The Nigerian stock market is experiencing a “consolidation phase” following a historic rally that pushed the NGX All-Share Index (ASI) above the 200,000-point mark. Investors are now taking profits, causing a modest pullback, with the ASI hovering at 199,014.02 points, down from a mid-March peak of 204,928.11. Analysts describe this as a healthy correction, signaling a temporary pause rather than a reversal of the bullish trend.
Recent trading shows significant sell-offs in major stocks, including GT (-8.18%), NB (-7.29%), MTN Nigeria (-6.46%), and WEMA Bank (-3.33%). The benchmark ASI fell from 201,156.85 points to 199,014.02 points, while total market capitalization eased to N127.75 trillion. Market watchers point to post-holiday profit-taking as the main driver, with technical charts indicating a strong resistance around the 205,000-point level and support near 195,000.
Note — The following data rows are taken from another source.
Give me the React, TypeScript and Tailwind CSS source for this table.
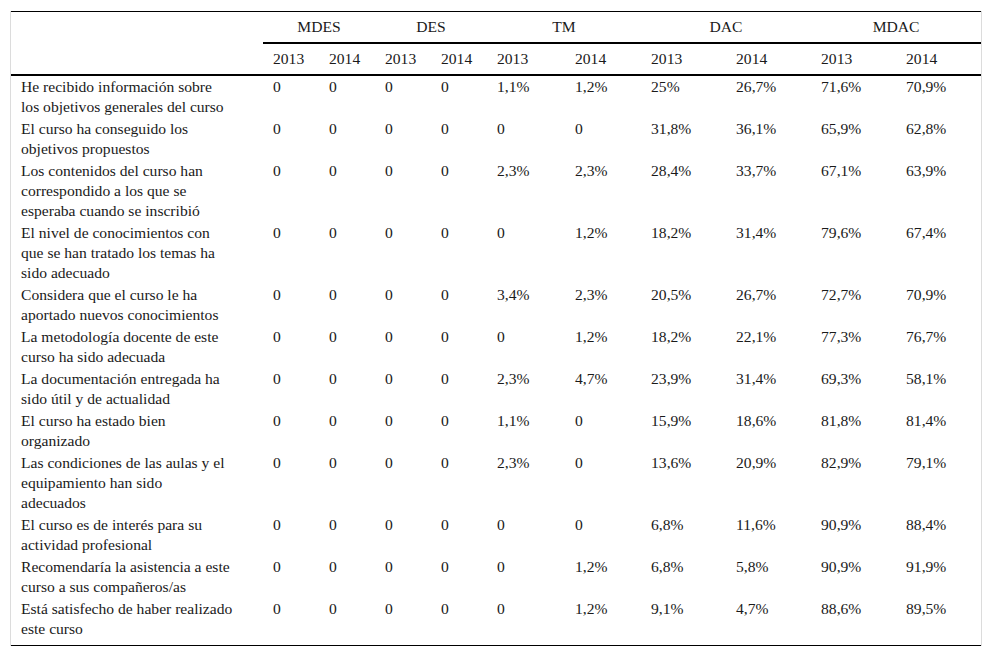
import React from "react";

const groups = ["MDES", "DES", "TM", "DAC", "MDAC"];

const rows: { label: string[]; v: string[] }[] = [
  { label: ["He recibido información sobre", "los objetivos generales del curso"], v: ["0", "0", "0", "0", "1,1%", "1,2%", "25%", "26,7%", "71,6%", "70,9%"] },
  { label: ["El curso ha conseguido los", "objetivos propuestos"], v: ["0", "0", "0", "0", "0", "0", "31,8%", "36,1%", "65,9%", "62,8%"] },
  { label: ["Los contenidos del curso han", "correspondido a los que se", "esperaba cuando se inscribió"], v: ["0", "0", "0", "0", "2,3%", "2,3%", "28,4%", "33,7%", "67,1%", "63,9%"] },
  { label: ["El nivel de conocimientos con", "que se han tratado los temas ha", "sido adecuado"], v: ["0", "0", "0", "0", "0", "1,2%", "18,2%", "31,4%", "79,6%", "67,4%"] },
  { label: ["Considera que el curso le ha", "aportado nuevos conocimientos"], v: ["0", "0", "0", "0", "3,4%", "2,3%", "20,5%", "26,7%", "72,7%", "70,9%"] },
  { label: ["La metodología docente de este", "curso ha sido adecuada"], v: ["0", "0", "0", "0", "0", "1,2%", "18,2%", "22,1%", "77,3%", "76,7%"] },
  { label: ["La documentación entregada ha", "sido útil y de actualidad"], v: ["0", "0", "0", "0", "2,3%", "4,7%", "23,9%", "31,4%", "69,3%", "58,1%"] },
  { label: ["El curso ha estado bien", "organizado"], v: ["0", "0", "0", "0", "1,1%", "0", "15,9%", "18,6%", "81,8%", "81,4%"] },
  { label: ["Las condiciones de las aulas y el", "equipamiento han sido", "adecuados"], v: ["0", "0", "0", "0", "2,3%", "0", "13,6%", "20,9%", "82,9%", "79,1%"] },
  { label: ["El curso es de interés para su", "actividad profesional"], v: ["0", "0", "0", "0", "0", "0", "6,8%", "11,6%", "90,9%", "88,4%"] },
  { label: ["Recomendaría la asistencia a este", "curso a sus compañeros/as"], v: ["0", "0", "0", "0", "0", "1,2%", "6,8%", "5,8%", "90,9%", "91,9%"] },
  { label: ["Está satisfecho de haber realizado", "este curso"], v: ["0", "0", "0", "0", "0", "1,2%", "9,1%", "4,7%", "88,6%", "89,5%"] },
];

export default function App() {
  return (
    <div className="bg-white w-[992px] h-[657px] pt-[11px] pl-[10px] text-[#1a1a1a] font-['Liberation_Serif','Times_New_Roman',serif] text-[15.6px] leading-[20px]">
      <div className="w-[972px] border-x border-[#dcdcdc]">
        <table className="w-[970px] table-fixed border-separate border-spacing-0 border-t border-black">
          <colgroup>
            <col className="w-[252px]" />
            <col className="w-[56px]" />
            <col className="w-[56px]" />
            <col className="w-[56px]" />
            <col className="w-[56px]" />
            <col className="w-[78px]" />
            <col className="w-[76px]" />
            <col className="w-[85px]" />
            <col className="w-[85px]" />
            <col className="w-[85px]" />
            <col className="w-[85px]" />
          </colgroup>
          <thead>
            <tr>
              <th rowSpan={2} className="border-b-2 border-black p-0" />
              {groups.map((g) => (
                <th key={g} colSpan={2} className="h-[32px] border-b-2 border-black font-normal text-center align-middle py-[5px] px-0">
                  {g}
                </th>
              ))}
            </tr>
            <tr>
              {groups.map((g) => (
                <React.Fragment key={g}>
                  <th className="h-[32px] border-b-2 border-black font-normal text-left pl-[10px] py-[5px]">2013</th>
                  <th className="h-[32px] border-b-2 border-black font-normal text-left pl-[10px] py-[5px]">2014</th>
                </React.Fragment>
              ))}
            </tr>
          </thead>
          <tbody>
            {rows.map((r, i) => {
              const last = i === rows.length - 1;
              return (
                <tr key={i}>
                  <td className={`align-top pl-[10px] pt-[1px] whitespace-nowrap ${last ? "pb-[6px] border-b border-black" : "pb-[1px]"}`}>
                    {r.label.map((l, j) => (
                      <div key={j}>{l}</div>
                    ))}
                  </td>
                  {r.v.map((v, j) => (
                    <td key={j} className={`align-top pl-[10px] pt-[1px] whitespace-nowrap ${last ? "pb-[6px] border-b border-black" : "pb-[1px]"}`}>
                      {v}
                    </td>
                  ))}
                </tr>
              );
            })}
          </tbody>
        </table>
      </div>
    </div>
  );
}
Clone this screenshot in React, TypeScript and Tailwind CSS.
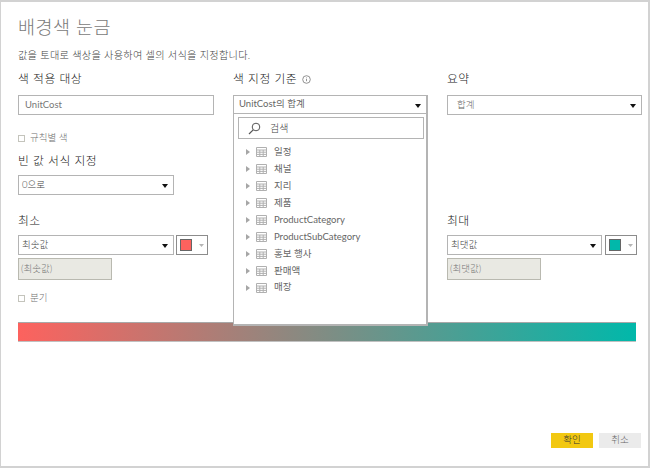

Trading activity surged in the third week of March, with 8.76 billion shares changing hands, largely in the banking and ICT sectors. Analysts suggest this spike represents a shift from “weak hands” to institutional investors, a common pattern after rapid rallies. The market’s Relative Strength Index (RSI) also shows a cooling from overbought levels of 78 down to 60–65, reflecting a healthy market shakeout without triggering panic selling.
Despite short-term volatility, Nigeria’s stock market fundamentals remain robust. Dividend season is supporting big-cap stocks like MTN Nigeria, Zenith Bank, and Dangote Cement, while infrastructure-driven gains boost industrial stocks. The energy sector is benefiting from Brent crude prices above $100 per barrel, strengthening earnings for companies like Aradel Holdings and Seplat Energy. Banks with strong balance sheets, including Access Holdings and GTCO, are expected to deliver “cleaner” profits as inflation eases and real yields stabilize.
Market experts advise investors to anticipate short-term dips, particularly toward the 195,000 mark, while maintaining a long-term bullish perspective. High oil prices and geopolitical tensions in the Middle East create both opportunities and risks, including rising fuel costs and potential inflationary pressure. Overall, the Nigerian stock market is expected to remain attractive for investors seeking growth, with profit-taking likely to continue in the near term.